[DATA SECTION]
## begin
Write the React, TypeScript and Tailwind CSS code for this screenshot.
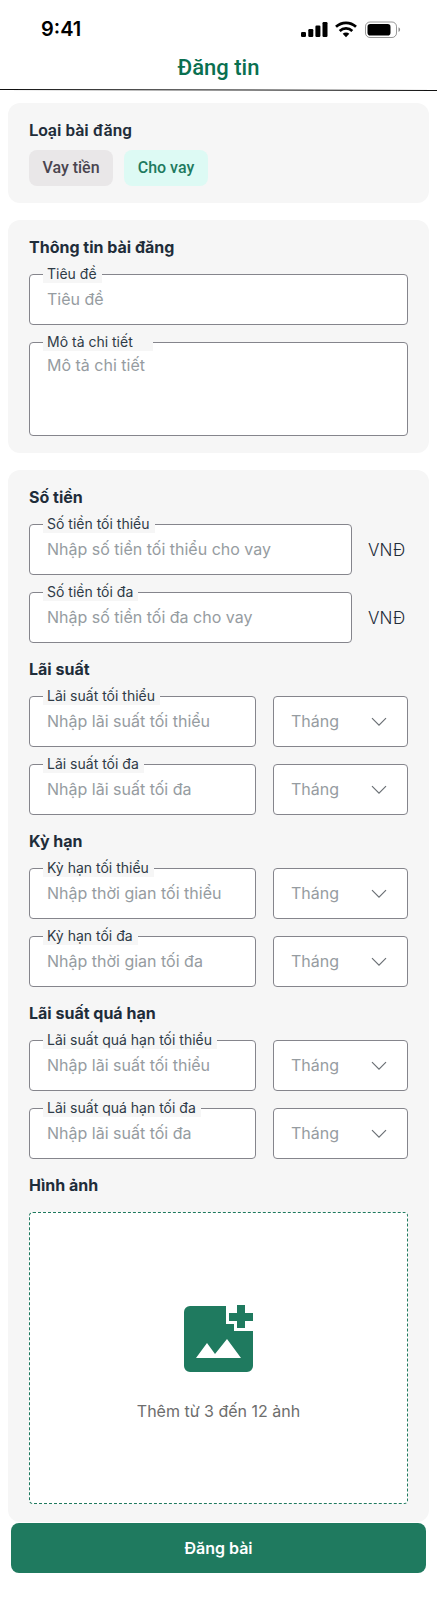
import React, { useId, useState } from 'react';

function StatusBar() {
  return (
    <div className="flex h-[54px] items-center justify-between pt-[3px] pl-[41px] pr-9">
      <span className="text-[20px] leading-6 font-semibold text-black">9:41</span>
      <svg width="100" height="18" viewBox="0 0 100 18" aria-hidden="true">
        <g fill="#000">
          <rect x="0" y="12" width="5" height="5" rx="1.2" />
          <rect x="7.300" y="9" width="5" height="8" rx="1.200" />
          <rect x="14.400" y="5.500" width="5" height="11.500" rx="1.200" />
          <rect x="21.500" y="2" width="5" height="15" rx="1.200" />
          <rect x="66.500" y="4" width="23" height="11.500" rx="2.800" />
          <path d="M97.500 7.300v4.600c1-.4 1.600-1.300 1.600-2.300s-.6-1.900-1.600-2.300z" opacity=".45" />
          <path d="M45 12.500c-1.300 0-2.400.4-3.300 1.200L45 17.200l3.300-3.500c-.9-.8-2-1.200-3.300-1.200z" />
        </g>
        <g fill="none" stroke="#000" strokeWidth="2.700">
          <path d="M35 6.800C37.800 4.200 41.200 2.800 45 2.800s7.200 1.400 10 4" />
          <path d="M38.700 10.900c1.800-1.700 3.900-2.500 6.300-2.500s4.500.8 6.300 2.500" />
        </g>
        <rect x="64.500" y="2" width="31" height="15.500" rx="4.500" fill="none" stroke="#000" strokeOpacity=".4" />
      </svg>
    </div>
  );
}

function Heading({ children }: { children: React.ReactNode }) {
  return <h2 className="text-[16px] leading-6 font-bold text-[#1f2d3a]">{children}</h2>;
}

function Field({ label, placeholder, multiline = false }: { label: string; placeholder: string; multiline?: boolean }) {
  const id = useId();
  const box =
    'block w-full rounded-[4px] border border-[#85858c] bg-white px-[17px] text-[16px] leading-6 text-[#1f2d3a] placeholder:text-[#969ca1] placeholder:opacity-100 outline-none focus:border-[#1f7a5f]';
  return (
    <div className="relative min-w-0 flex-1">
      {multiline ? (
        <textarea id={id} placeholder={placeholder} className={`${box} h-[94px] resize-none pt-[10px]`} />
      ) : (
        <input id={id} placeholder={placeholder} className={`${box} h-[51px] pb-[2px]`} />
      )}
      <label
        htmlFor={id}
        className={`absolute -top-[9px] left-[14px] bg-[#f6f6f6] pl-1 text-[14px] leading-[18px] text-[#2f3b47] ${multiline ? 'pr-5' : 'pr-[5px]'}`}
      >
        {label}
      </label>
    </div>
  );
}

function UnitSelect({ name }: { name: string }) {
  return (
    <div className="relative w-[135px] shrink-0">
      <select
        aria-label={name}
        className="block h-[51px] w-full appearance-none rounded-[4px] border border-[#85858c] bg-white px-[17px] pb-[2px] text-[16px] leading-6 text-[#969ca1] outline-none focus:border-[#1f7a5f]"
      >
        <option>Tháng</option>
        <option>Năm</option>
      </select>
      <svg
        className="pointer-events-none absolute top-[21px] right-[21px]"
        width="16"
        height="10"
        viewBox="0 0 16 10"
        fill="none"
        stroke="#6b7075"
        strokeWidth="1.200"
        aria-hidden="true"
      >
        <path d="M1 1.200l7 7 7-7" />
      </svg>
    </div>
  );
}

function MoneyRow({ label, placeholder }: { label: string; placeholder: string }) {
  return (
    <div className="flex items-center">
      <Field label={label} placeholder={placeholder} />
      <span className="w-14 shrink-0 pl-4 text-[17px] leading-6 font-light text-[#1f2d3a]">VNĐ</span>
    </div>
  );
}

function TermRow({ label, placeholder }: { label: string; placeholder: string }) {
  return (
    <div className="flex gap-[17px]">
      <Field label={label} placeholder={placeholder} />
      <UnitSelect name={`${label} - đơn vị`} />
    </div>
  );
}

function Group({ title, children }: { title: string; children: React.ReactNode }) {
  return (
    <div className="flex flex-col gap-[15px]">
      <Heading>{title}</Heading>
      <div className="flex flex-col gap-[17px]">{children}</div>
    </div>
  );
}

const kinds = ['Vay tiền', 'Cho vay'];

export default function App() {
  const [kind, setKind] = useState('Cho vay');
  return (
    <div className="min-h-screen bg-white pb-6 font-['Inter',sans-serif]">
      <header>
        <StatusBar />
        <h1 className="pb-[7px] text-center font-['Roboto',sans-serif] text-[22px] leading-7 font-medium text-[#0a7050]">Đăng tin</h1>
        <svg className="block w-full" height="2" viewBox="0 0 437 2" preserveAspectRatio="none" aria-hidden="true">
          <path d="M0 0L437 1V2L0 1z" fill="#111" />
        </svg>
      </header>

      <main className="mx-2 mt-3 flex flex-col gap-[17px]">
        <section className="rounded-xl bg-[#f6f6f6] px-[21px] pt-[15px] pb-[17px] font-['Roboto',sans-serif]">
          <h2 className="text-[17px] leading-6 font-semibold text-[#1f2d3a]">Loại bài đăng</h2>
          <div className="mt-2 flex gap-[11px]">
            {kinds.map((k) => (
              <button
                key={k}
                type="button"
                aria-pressed={k === kind}
                onClick={() => setKind(k)}
                className={`h-9 w-[84px] rounded-lg text-[16px] leading-5 font-medium ${
                  k === kind ? 'bg-[#ddfaf4] text-[#1f7a5f]' : 'bg-[#e9e7e8] text-[#49454f]'
                }`}
              >
                {k}
              </button>
            ))}
          </div>
        </section>

        <section className="rounded-xl bg-[#f6f6f6] px-[21px] pt-[15px] pb-[17px]">
          <Group title="Thông tin bài đăng">
            <Field label="Tiêu đề" placeholder="Tiêu đề" />
            <Field label="Mô tả chi tiết" placeholder="Mô tả chi tiết" multiline />
          </Group>
        </section>

        <section className="flex flex-col gap-[14px] rounded-xl bg-[#f6f6f6] px-[21px] pt-[15px] pb-[18px]">
          <Group title="Số tiền">
            <MoneyRow label="Số tiền tối thiểu" placeholder="Nhập số tiền tối thiểu cho vay" />
            <MoneyRow label="Số tiền tối đa" placeholder="Nhập số tiền tối đa cho vay" />
          </Group>
          <Group title="Lãi suất">
            <TermRow label="Lãi suất tối thiểu" placeholder="Nhập lãi suất tối thiểu" />
            <TermRow label="Lãi suất tối đa" placeholder="Nhập lãi suất tối đa" />
          </Group>
          <Group title="Kỳ hạn">
            <TermRow label="Kỳ hạn tối thiểu" placeholder="Nhập thời gian tối thiểu" />
            <TermRow label="Kỳ hạn tối đa" placeholder="Nhập thời gian tối đa" />
          </Group>
          <Group title="Lãi suất quá hạn">
            <TermRow label="Lãi suất quá hạn tối thiểu" placeholder="Nhập lãi suất tối thiểu" />
            <TermRow label="Lãi suất quá hạn tối đa" placeholder="Nhập lãi suất tối đa" />
          </Group>
          <Group title="Hình ảnh">
            <button
              type="button"
              className="flex h-[292px] w-full flex-col items-center justify-center gap-[26px] rounded-[4px] border border-dashed border-[#1f7a5f] bg-white pt-3"
            >
              <svg width="69" height="68" viewBox="0 0 69 68" fill="#1f7a5f" aria-hidden="true">
                <path d="M6 1h36v18h8v7h19v35a6 6 0 0 1-6 6H6a6 6 0 0 1-6-6V7a6 6 0 0 1 6-6z" />
                <path d="M53 0h8v8h8v8h-8v7h-8v-7h-8V8h8z" />
                <path d="M12 53l11-15 8 11 12-15 14 19z" fill="#fff" />
              </svg>
              <span className="text-[16px] leading-6 text-[#6d6d6d]">Thêm từ 3 đến 12 ảnh</span>
            </button>
          </Group>
        </section>
      </main>

      <div className="px-[11px] pt-px">
        <button type="button" className="block h-[50px] w-full rounded-lg bg-[#1f7a5f] text-[16px] leading-6 font-semibold text-white">
          Đăng bài
        </button>
      </div>
    </div>
  );
}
## end
Return all lines containing the word "React".

Write the React, TypeScript and Tailwind CSS code for this screenshot.
import React, { useId, useState } from 'react';
function Heading({ children }: { children: React.ReactNode }) {
function Group({ title, children }: { title: string; children: React.ReactNode }) {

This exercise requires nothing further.